Glick talked to Oregon Business about how consolidation is changing craft brewers’ identity, how beer tastes are evolving and why breweries are keeping a close eye on cannabis consumers. (This interview has been edited for length and clarity.


OB: Consolidation has swept the craft brewing sector. Is it losing its identity as a small, niche craft-based industry? 

JG: I would say the craft brewers’ identity is getting murky. The bigger brewers are seeing the small craft brewers are winning in the marketplace with the consumer. They have said, “If we can’t beat them let’s join them.” And so  they have started buying up the small craft brewer. They want to continue to put the brand in front of people and say this beer is local. But on the back side of things they are brewing the beer in larger facilities at lower cost, and brewing out of state, and in some cases many states away. 

I have worked at the large brewers. They are public; they have shareholders you have to worry about. It is about getting them a return. At Worthy, it is about making really good beer, running a good business and developing relationships with the consumer and also in the community. It is grassroots, like running a family business people can trust. 

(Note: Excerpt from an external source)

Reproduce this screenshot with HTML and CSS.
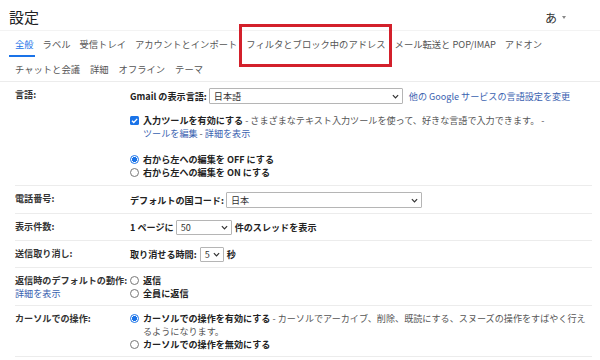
FILE: index.html
```html
<!DOCTYPE html>
<html lang="ja">
<head>
<meta charset="utf-8">
<link rel="stylesheet" href="styles.css">
</head>
<body>
<header class="top">
  <h1 class="title">設定</h1>
  <div class="ime">あ <span class="caret"></span></div>
</header>
<nav class="tabs">
  <div class="tabrow">
    <span class="tab active">全般</span>
    <span class="tab">ラベル</span>
    <span class="tab">受信トレイ</span>
    <span class="tab">アカウントとインポート</span>
    <span class="tab boxed">フィルタとブロック中のアドレス</span>
    <span class="tab">メール転送と POP/IMAP</span>
    <span class="tab">アドオン</span>
  </div>
  <div class="tabrow second">
    <span class="tab">チャットと会議</span>
    <span class="tab">詳細</span>
    <span class="tab">オフライン</span>
    <span class="tab">テーマ</span>
  </div>
</nav>
<main class="settings">
  <section class="row">
    <div class="label">言語:</div>
    <div class="content">
      <div class="line">
        <b>Gmail の表示言語:</b>
        <span class="select lang">日本語<svg class="chev" viewBox="0 0 8 5"><path d="M1 1l3 3 3-3" fill="none" stroke="#333" stroke-width="1.4"/></svg></span>
        <a class="link">他の Google サービスの言語設定を変更</a>
      </div>
      <div class="opt block-gap">
        <span class="checkbox"><svg viewBox="0 0 10 10"><path d="M2.2 5.2l2 2 3.8-4" fill="none" stroke="#fff" stroke-width="1.5"/></svg></span>
        <div class="opt-text"><b>入力ツールを有効にする</b><span class="desc"> - さまざまなテキスト入力ツールを使って、好きな言語で入力できます。 - </span><span class="nowrap"><a class="link">ツールを編集</a><span class="desc"> - </span><a class="link">詳細を表示</a></span></div>
      </div>
      <div class="opt radio-gap"><span class="radio on"></span><div class="opt-text"><b>右から左への編集を OFF にする</b></div></div>
      <div class="opt"><span class="radio"></span><div class="opt-text"><b>右から左への編集を ON にする</b></div></div>
    </div>
  </section>
  <section class="row">
    <div class="label">電話番号:</div>
    <div class="content">
      <div class="line"><b>デフォルトの国コード:</b>
        <span class="select phone">日本<svg class="chev" viewBox="0 0 8 5"><path d="M1 1l3 3 3-3" fill="none" stroke="#333" stroke-width="1.4"/></svg></span>
      </div>
    </div>
  </section>
  <section class="row">
    <div class="label">表示件数:</div>
    <div class="content">
      <div class="line"><b>1 ページに</b>
        <span class="select small w50">50<svg class="chev" viewBox="0 0 8 5"><path d="M1 1l3 3 3-3" fill="none" stroke="#333" stroke-width="1.4"/></svg></span>
        <b>件のスレッドを表示</b>
      </div>
    </div>
  </section>
  <section class="row">
    <div class="label">送信取り消し:</div>
    <div class="content">
      <div class="line"><b>取り消せる時間:</b>
        <span class="select small w5">5<svg class="chev" viewBox="0 0 8 5"><path d="M1 1l3 3 3-3" fill="none" stroke="#333" stroke-width="1.4"/></svg></span>
        <b>秒</b>
      </div>
    </div>
  </section>
  <section class="row">
    <div class="label">返信時のデフォルトの動作:<br><a class="link normal">詳細を表示</a></div>
    <div class="content">
      <div class="opt"><span class="radio"></span><div class="opt-text"><b>返信</b></div></div>
      <div class="opt"><span class="radio"></span><div class="opt-text"><b>全員に返信</b></div></div>
    </div>
  </section>
  <section class="row">
    <div class="label">カーソルでの操作:</div>
    <div class="content">
      <div class="opt"><span class="radio on"></span><div class="opt-text"><b>カーソルでの操作を有効にする</b><span class="desc"> - カーソルでアーカイブ、削除、既読にする、スヌーズの操作をすばやく行えるようになります。</span></div></div>
      <div class="opt"><span class="radio"></span><div class="opt-text"><b>カーソルでの操作を無効にする</b></div></div>
    </div>
  </section>
</main>
</body>
</html>
```
FILE: styles.css
```css
* { box-sizing: border-box; }
body {
  margin: 0;
  width: 600px;
  height: 360px;
  overflow: hidden;
  background: #fff;
  font-family: "Noto Sans CJK JP", "Noto Sans", sans-serif;
  color: #222;
  font-size: 9.1px;
  line-height: 13px;
}
.top {
  height: 30px;
  display: flex;
  justify-content: space-between;
  align-items: center;
  padding: 4px 34px 0 9px;
  box-shadow: 0 1px 0 #f3f3f3;
}
.title {
  margin: 0;
  font-size: 15px;
  font-weight: 400;
  line-height: 20px;
  color: #202124;
}
.ime {
  font-size: 12px;
  color: #333;
  display: flex;
  align-items: center;
  gap: 5px;
}
.caret {
  width: 0; height: 0;
  border-left: 2.5px solid transparent;
  border-right: 2.5px solid transparent;
  border-top: 3px solid #888;
}
.tabs {
  border-bottom: 1px solid #ececec;
  padding-left: 15px;
}
.tabrow {
  display: flex;
  gap: 9px;
  height: 26px;
  align-items: center;
  margin-top: 1px;
  font-size: 9.3px;
  color: #555;
}
.tabrow.second { height: 24px; margin-top: 0; gap: 10px; }
.tab { position: relative; white-space: nowrap; }
.tab.active { color: #1a73e8; }
.tab.active::after {
  content: "";
  position: absolute;
  left: -6px; right: -1px;
  top: 17px;
  height: 2px;
  background: #1a73e8;
}
.tab.boxed::after {
  content: "";
  position: absolute;
  left: -7px; right: -6px;
  top: -14px; bottom: -16px;
  border: 3px solid #d3202b;
}
.settings { margin: 0 8px 0 15px; }
.row {
  display: grid;
  grid-template-columns: 115px 1fr;
  padding: 6px 0 5px;
  border-bottom: 1px solid #ececec;
}
.row:first-child { padding-bottom: 6px; }
.content { max-width: 458px; }
.label {
  font-weight: 700;
  color: #333;
  white-space: nowrap;
  line-height: 13px;
}
.label .link.normal { font-weight: 400; }
.line {
  display: flex;
  align-items: center;
  min-height: 15px;
  white-space: nowrap;
}
.line b { font-weight: 700; color: #222; }
.link { color: #3a62b0; text-decoration: none; }
.line .link { margin-left: 3px; }
.nowrap { white-space: nowrap; }
.select {
  display: inline-flex;
  align-items: center;
  justify-content: space-between;
  height: 15px;
  border: 1px solid #b5b5b5;
  border-radius: 1px;
  background: #fff;
  padding: 0 3px 0 4px;
  font-weight: 400;
  color: #333;
  margin: 0 3px;
}
.select.lang { width: 194px; height: 16px; margin-left: 2px; }
.select.phone { width: 196px; height: 16px; margin-left: 2px; }
.select.w50 { width: 56px; margin: 0 3px 0 2px; }
.select.w5 { width: 24px; margin: 0 3px 0 3px; }
.chev { width: 7px; height: 5px; }
.opt { display: flex; align-items: flex-start; }
.opt-text { flex: 1; }
.opt-text b { font-weight: 700; color: #222; }
.desc { color: #555; }
.block-gap { margin-top: 10px; }
.radio-gap { margin-top: 13px; }
.checkbox {
  flex: none;
  width: 9px; height: 9px;
  margin: 2px 4px 0 0;
  background: #1a73e8;
  border-radius: 1.5px;
  display: flex;
}
.checkbox svg { width: 9px; height: 9px; }
.radio {
  flex: none;
  width: 9px; height: 9px;
  margin: 2px 4px 0 0;
  border-radius: 50%;
  border: 1px solid #777;
  background: #fff;
}
.radio.on {
  border-color: #1a73e8;
  background: radial-gradient(circle, #1a73e8 0 2.3px, #fff 2.6px);
}
```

OB: Bend has a lot of craft breweries. How do you stand out from the crowd? 

A. At Worthy our mantra is, “It is all about the hops.” We stand out because we have a relationship with Oregon State University in developing unique hops that other people don’t have access to. We have a relationship with Indie Hops, which is a craft hop grower and processor in Portland. We are not owned by a large brewer. Our company doesn’t have a bank we have to worry about. It is about the beer and making the best beer we can make. 

OB: Is the Bend craft-brewing market too saturated?

JG: I don’t think so. It is unique in that it has so many breweries in it. There are so many tourists and people who flock to Bend for the weather and outdoor adventure. And they come for the breweries and the food. That is part of the culture. I think everyone is trying to find their niche and try to differentiate themselves. The day of more breweries and craft breweries growing at a phenomenal pace is probably over. Do I expect more breweries in Bend? Probably not. The breweries that are here are all well run and have some really nice beers. People will figure out how they can continue to sell more beer. If the beer business is not growing and craft brewing slows down, we have to continue to work on how we source consumers.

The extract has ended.